While OUTA’s work continues to cut across many departments, higher education has attracted significant attention from OUTA in 2025, largely because of the ongoing extent of the rot, combined with significant information and insights pertaining to malfeasance and maladministration that we receive from within. To put it bluntly, the higher education environment is nothing short of a plundering crisis that continues to rob our youth of meaningful development and job opportunities.
Instead of using a rare five-year reset to replace weak SETA leadership and a crisis in governance oversight, we watched our new Minister of Higher Education - Buti Manamela - reinstate SETA CEOs and boards who displayed repeated audit and performance failures. NSFAS also lost a chairperson in Dr Karen Stander, who was actively engaged in cleaning house. It is our view that the higher education sector slid significantly backwards at the exact moment it could have turned a corner. We will challenge these decisions, because our higher education entities of NSFAS, the National Skills Fund (NSF) and our SETAs, collectively spend around R80 billion per annum, of which billions is being wasted and stolen without consequences.

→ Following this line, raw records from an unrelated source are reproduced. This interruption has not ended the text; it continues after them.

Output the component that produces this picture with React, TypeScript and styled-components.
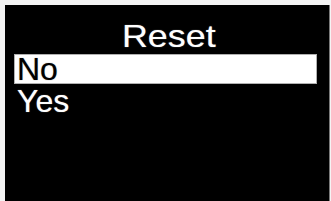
import styled, { createGlobalStyle } from 'styled-components'

const GlobalStyle = createGlobalStyle`
  html, body {
    margin: 0;
    padding: 0;
    background: #ffffff;
  }
`

const Frame = styled.div`
  width: 331px;
  height: 201px;
  box-sizing: border-box;
  padding: 5px 1px 0 5px;
  background: #f4f4f4;
  overflow: hidden;
`

const Screen = styled.div`
  height: 100%;
  box-sizing: border-box;
  background: #000000;
  border-right: 1px solid #7a7a7a;
  padding: 16px 12px 0 9px;
  display: flex;
  flex-direction: column;
  gap: 2px;
  font-family: 'Liberation Sans', Arial, sans-serif;
  color: #ffffff;
`

const Title = styled.div`
  height: 31px;
  text-align: center;
  padding-left: 6px;
`

const TitleText = styled.span`
  display: inline-block;
  font-size: 32px;
  line-height: 31px;
  transform: scaleX(1.12);
  text-shadow: 0 0 1px rgba(255, 255, 255, 0.6);
`

const Menu = styled.ul`
  list-style: none;
  margin: 0;
  padding: 0;
  display: flex;
  flex-direction: column;
  gap: 2px;
`

const Item = styled.li<{ $selected?: boolean }>`
  box-sizing: border-box;
  height: 30px;
  padding: 1px 0 0 2px;
  font-size: 32px;
  line-height: 27px;
  border: 1px solid ${(p) => (p.$selected ? '#b0b0b0' : 'transparent')};
  background: ${(p) => (p.$selected ? '#ffffff' : 'transparent')};
  color: ${(p) => (p.$selected ? '#000000' : '#ffffff')};
  text-shadow: 0 0 1px
    ${(p) => (p.$selected ? 'rgba(0, 0, 0, 0.5)' : 'rgba(255, 255, 255, 0.6)')};
`

const options = ['No', 'Yes']

export default function App() {
  const selected = 0
  return (
    <>
      <GlobalStyle />
      <Frame>
        <Screen>
          <Title>
            <TitleText>Reset</TitleText>
          </Title>
          <Menu>
            {options.map((opt, i) => (
              <Item key={opt} $selected={i === selected}>
                {opt}
              </Item>
            ))}
          </Menu>
        </Screen>
      </Frame>
    </>
  )
}
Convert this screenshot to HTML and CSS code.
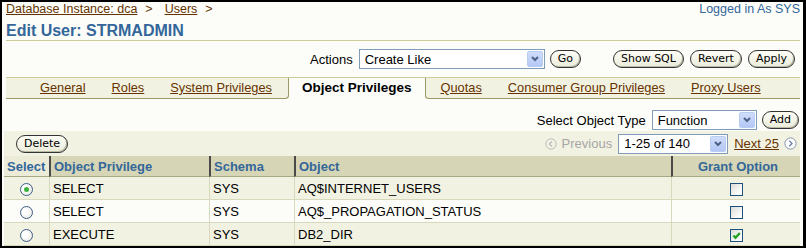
FILE: index.html
```html
<!DOCTYPE html>
<html lang="en">
<head>
  <meta charset="UTF-8">
  <title>Edit User: STRMADMIN</title>
  <link rel="stylesheet" href="styles.css">
</head>
<body>
<div class="frame">

  <div class="top-row">
    <div class="crumbs">
      <a href="#">Database Instance: dca</a><span class="sep">&gt;</span><a href="#">Users</a><span class="sep">&gt;</span>
    </div>
    <div class="login">Logged in As SYS</div>
  </div>

  <h1 class="title">Edit User: STRMADMIN</h1>

  <div class="actions">
    <span class="label">Actions</span>
    <div class="select select-actions">
      <span>Create Like</span>
      <span class="drop"><svg width="8" height="6" viewBox="0 0 8 6"><path d="M1 1 L4 4 L7 1" fill="none" stroke="#4d6185" stroke-width="2"/></svg></span>
    </div>
    <button class="btn btn-go">Go</button>
    <div class="btn-group">
      <button class="btn">Show SQL</button>
      <button class="btn">Revert</button>
      <button class="btn">Apply</button>
    </div>
  </div>

  <div class="tabs">
    <span class="tab-fill lead"></span>
    <a class="tab" href="#">General</a>
    <a class="tab" href="#">Roles</a>
    <a class="tab before-sel" href="#">System Privileges</a>
    <span class="tab sel">Object Privileges</span>
    <a class="tab after-sel" href="#">Quotas</a>
    <a class="tab" href="#">Consumer Group Privileges</a>
    <a class="tab" href="#">Proxy Users</a>
    <span class="tab-fill"></span>
  </div>

  <div class="type-row">
    <span class="label">Select Object Type</span>
    <div class="select select-type">
      <span>Function</span>
      <span class="drop"><svg width="8" height="6" viewBox="0 0 8 6"><path d="M1 1 L4 4 L7 1" fill="none" stroke="#4d6185" stroke-width="2"/></svg></span>
    </div>
    <button class="btn">Add</button>
  </div>

  <div class="toolbar">
    <button class="btn">Delete</button>
    <div class="pager">
      <svg class="nav-icon" width="12" height="12" viewBox="0 0 12 12"><circle cx="6" cy="6" r="5.2" fill="none" stroke="#bdbdbd"/><path d="M7 3.5 L4.5 6 L7 8.5" fill="none" stroke="#bdbdbd" stroke-width="1.3"/></svg>
      <span class="prev">Previous</span>
      <div class="select select-page">
        <span>1-25 of 140</span>
        <span class="drop"><svg width="8" height="6" viewBox="0 0 8 6"><path d="M1 1 L4 4 L7 1" fill="none" stroke="#4d6185" stroke-width="2"/></svg></span>
      </div>
      <a class="next" href="#">Next 25</a>
      <svg class="nav-icon next-icon" width="13" height="13" viewBox="0 0 13 13"><circle cx="6.5" cy="6.5" r="5.6" fill="#fff" stroke="#8593ad"/><path d="M5.3 3.8 L8 6.5 L5.3 9.2" fill="none" stroke="#6b7fa3" stroke-width="1.3"/></svg>
    </div>
  </div>

  <table class="grid">
    <colgroup>
      <col class="c-select">
      <col class="c-priv">
      <col class="c-schema">
      <col class="c-object">
      <col class="c-grant">
    </colgroup>
    <thead>
      <tr>
        <th class="th-select">Select</th>
        <th>Object Privilege</th>
        <th>Schema</th>
        <th>Object</th>
        <th class="center">Grant Option</th>
      </tr>
    </thead>
    <tbody>
      <tr>
        <td class="center"><span class="radio on"></span></td>
        <td>SELECT</td>
        <td>SYS</td>
        <td>AQ$INTERNET_USERS</td>
        <td class="center"><span class="check"></span></td>
      </tr>
      <tr>
        <td class="center"><span class="radio"></span></td>
        <td>SELECT</td>
        <td>SYS</td>
        <td>AQ$_PROPAGATION_STATUS</td>
        <td class="center"><span class="check"></span></td>
      </tr>
      <tr>
        <td class="center"><span class="radio"></span></td>
        <td>EXECUTE</td>
        <td>SYS</td>
        <td>DB2_DIR</td>
        <td class="center"><span class="check"><svg width="11" height="11" viewBox="0 0 11 11"><path d="M2.5 5.5 L4.5 7.8 L8.8 3" fill="none" stroke="#21a121" stroke-width="2.2"/></svg></span></td>
      </tr>
    </tbody>
  </table>

</div>
</body>
</html>
```

FILE: styles.css
```css
* { box-sizing: border-box; }

body {
  margin: 0;
  background: #fff;
  font-family: "Liberation Sans", Arial, sans-serif;
  font-size: 13px;
  color: #000;
}

a {
  color: #663300;
  text-decoration: underline;
}

.frame {
  width: 806px;
  height: 248px;
  border: 2px solid #000;
  border-right-width: 3px;
  padding: 0 3px 0 4px;
  background: #fcfdf9;
  overflow: hidden;
}

/* header */

.top-row {
  display: flex;
  justify-content: space-between;
  font-size: 12.5px;
  line-height: 15px;
}

.sep {
  margin: 0 12px 0 8px;
  color: #663300;
}

.login {
  color: #336699;
}

.title {
  margin: 4px 0 0;
  font-size: 16px;
  line-height: 19px;
  font-weight: bold;
  color: #336699;
  border-bottom: 1px solid #cccc99;
}

/* controls */

.actions,
.type-row {
  display: flex;
  align-items: center;
  justify-content: flex-end;
  height: 20px;
}

.actions {
  margin-top: 8px;
  padding-right: 5px;
}

.type-row {
  margin-top: 11px;
  padding-right: 1px;
}

.label {
  margin-right: 6px;
}

.select {
  display: flex;
  align-items: center;
  height: 20px;
  padding-left: 5px;
  border: 1px solid #7f9db9;
  background: #fff;
  font-size: 13px;
}

.select .drop {
  display: flex;
  align-items: center;
  justify-content: center;
  margin-left: auto;
  margin-right: 1px;
  width: 16px;
  height: 16px;
  border: 1px solid #b8cbf1;
  border-radius: 2px;
  background: linear-gradient(#d0ddfb, #b4c8f6);
}

.select-actions { width: 186px; }
.select-type { width: 105px; }
.select-page { width: 110px; }

.btn {
  height: 18px;
  padding: 0 7px;
  border: 1px solid #333;
  border-radius: 9px;
  background: linear-gradient(#fdfdf6, #ebebdb);
  box-shadow: inset -1px -1px 0 #b9b9a4;
  font-family: "DejaVu Sans", sans-serif;
  font-size: 11px;
  line-height: 16px;
  color: #000;
}

.btn-go { margin-left: 5px; }
.select-type + .btn { margin-left: 5px; }

.btn-group {
  display: flex;
  gap: 6px;
  margin-left: 32px;
}

/* tabs */

.tabs {
  display: flex;
  margin-top: 8px;
  border-top: 1px solid #cccc99;
  background: #f2f2e2;
}

.tab,
.tab-fill {
  height: 21px;
  border-bottom: 1px solid #999966;
}

.tab {
  padding: 0 13px;
  font-size: 12.8px;
  line-height: 20px;
  white-space: nowrap;
}

.tab-fill { flex: 1; }
.tab-fill.lead { flex: 0 0 21px; }

.tab.before-sel {
  padding-right: 16px;
  border-right: 1px solid #999966;
  border-bottom-right-radius: 4px;
}

.tab.after-sel {
  padding-left: 15px;
  border-left: 1px solid #999966;
  border-bottom-left-radius: 4px;
}

.tab.sel {
  padding: 0 13px;
  border-bottom: none;
  background: #fcfdf9;
  font-size: 13.5px;
  font-weight: bold;
}

/* list toolbar */

.toolbar {
  display: flex;
  align-items: center;
  justify-content: space-between;
  height: 25px;
  margin: 1px 0 0 -2px;
  padding: 0 3px 0 12px;
  background: #f2f2e2;
}

.pager {
  display: flex;
  align-items: center;
}

.prev {
  margin: 0 6px 0 5px;
  color: #a6a6a6;
}

.next {
  margin: 0 5px 0 6px;
}

/* table */

.grid {
  width: 796px;
  margin-left: -2px;
  border-collapse: separate;
  border-spacing: 0;
  table-layout: fixed;
}

.c-select { width: 45px; }
.c-priv { width: 160px; }
.c-schema { width: 85px; }
.c-object { width: 377px; }
.c-grant { width: 129px; }

.grid th {
  height: 21px;
  padding: 0 0 0 3px;
  background: #d6d6b6;
  border-left: 2px solid #4a4a4a;
  border-bottom: 1px solid #a8a884;
  color: #336699;
  font-weight: bold;
  text-align: left;
}

.grid th.th-select {
  padding-left: 3px;
  background: #ebebd8;
  border-left: none;
}

.grid th.center { text-align: center; }

.grid td {
  height: 23px;
  padding: 0 0 0 3px;
  border-left: 1px solid #d8d8bc;
  border-bottom: 1px solid #d8d8bc;
  white-space: nowrap;
}

.grid td:first-child { border-left: none; }

.grid tbody tr:nth-child(odd) td { background: #f2f2e2; }
.grid tbody tr:nth-child(even) td { background: #fcfdf9; }

.grid td.center {
  padding: 0;
  text-align: center;
}

.radio {
  display: inline-block;
  vertical-align: middle;
  width: 13px;
  height: 13px;
  border: 1px solid #3d5f86;
  border-radius: 50%;
  background: radial-gradient(circle at 40% 40%, #fff 30%, #dcdcd4);
  position: relative;
}

.radio.on::after {
  content: '';
  position: absolute;
  top: 3px;
  left: 3px;
  width: 5px;
  height: 5px;
  border-radius: 50%;
  background: #3cb43c;
}

.check {
  display: inline-flex;
  align-items: center;
  justify-content: center;
  vertical-align: middle;
  width: 13px;
  height: 13px;
  border: 1px solid #1c5180;
  background: linear-gradient(135deg, #dcdcd5, #fbfbfb 75%);
}
```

Amidst the day-to-day grind of tackling many incidents that hold us back as a nation, we must and do acknowledge and celebrate the bright spots. The Medium-Term Budget Policy Statement (MTBPS) gave us a taste of what is possible - when Treasury tasks its oversight departments and SARS to collect more and route out wasteful / meaningless projects. This in turn gave rise to more revenue and additional savings, negating their initial budget (just 8 months ago), which sought to increase VAT by 2%, in order to balance the books. In addition, we get a sense that global confidence in South Africa is shifting. We are now off the grey list and credit ratings agencies are approving of the positive dynamics underway. To top it all, we’re starting to see long-stalled state capture cases finally move into court, the most recent being Mosebenzi Zwane and Malusi Gigaba, two kingpins in Zuma’s State Capture agenda. While not enough arrests are being made, these are positive developments, fueled further by the removal of Adv Andrew Chauke from Gauteng’s NPA structures.
But none of this will stick if government cannot protect whistleblowers, rebuild policing capacity and close legal loopholes that shield unfit and corrupt public leaders. More importantly, we need to fight the growing scourge of organised crime, procurement manipulation and the syndicates that have infiltrated many of our state entities. This effort will take guts, resources and political will, which are ingredients that are sadly lacking in our current leadership.
2026 is around the corner and this is a local government election-year. If our reading of the political landscape is correct, we can expect significant shifts and new coalition dynamics in many of our municipalities and metros, setting the scene for national elections and even bigger change, further down the line.
As with most businesses and NGO’s that have ground their way through a challenging year, the team at OUTA will take a few weeks off over the year-end break, to regroup and prepare for our strategic review in early 2026. Armed with positive results from assessments conducted on our board performance along with internal evaluations of our ethics, risks and organisational culture, I have no doubt that our team will hit the ground running in 2026, with more cases on the roll, deeper investigations under way and a base of active individuals and business supporters, who refuse to stand by and watch our country be trashed by very small percentage of our population who abuse their power.
To all our supporters, we thank you for being part of our journey. Your support makes it possible for us to hold the line in a country where accountability is still the exception, not the norm.
Rest, recover and remain resilient and hopeful. Together, we can unlock the potential this country has for all its people and the world at large.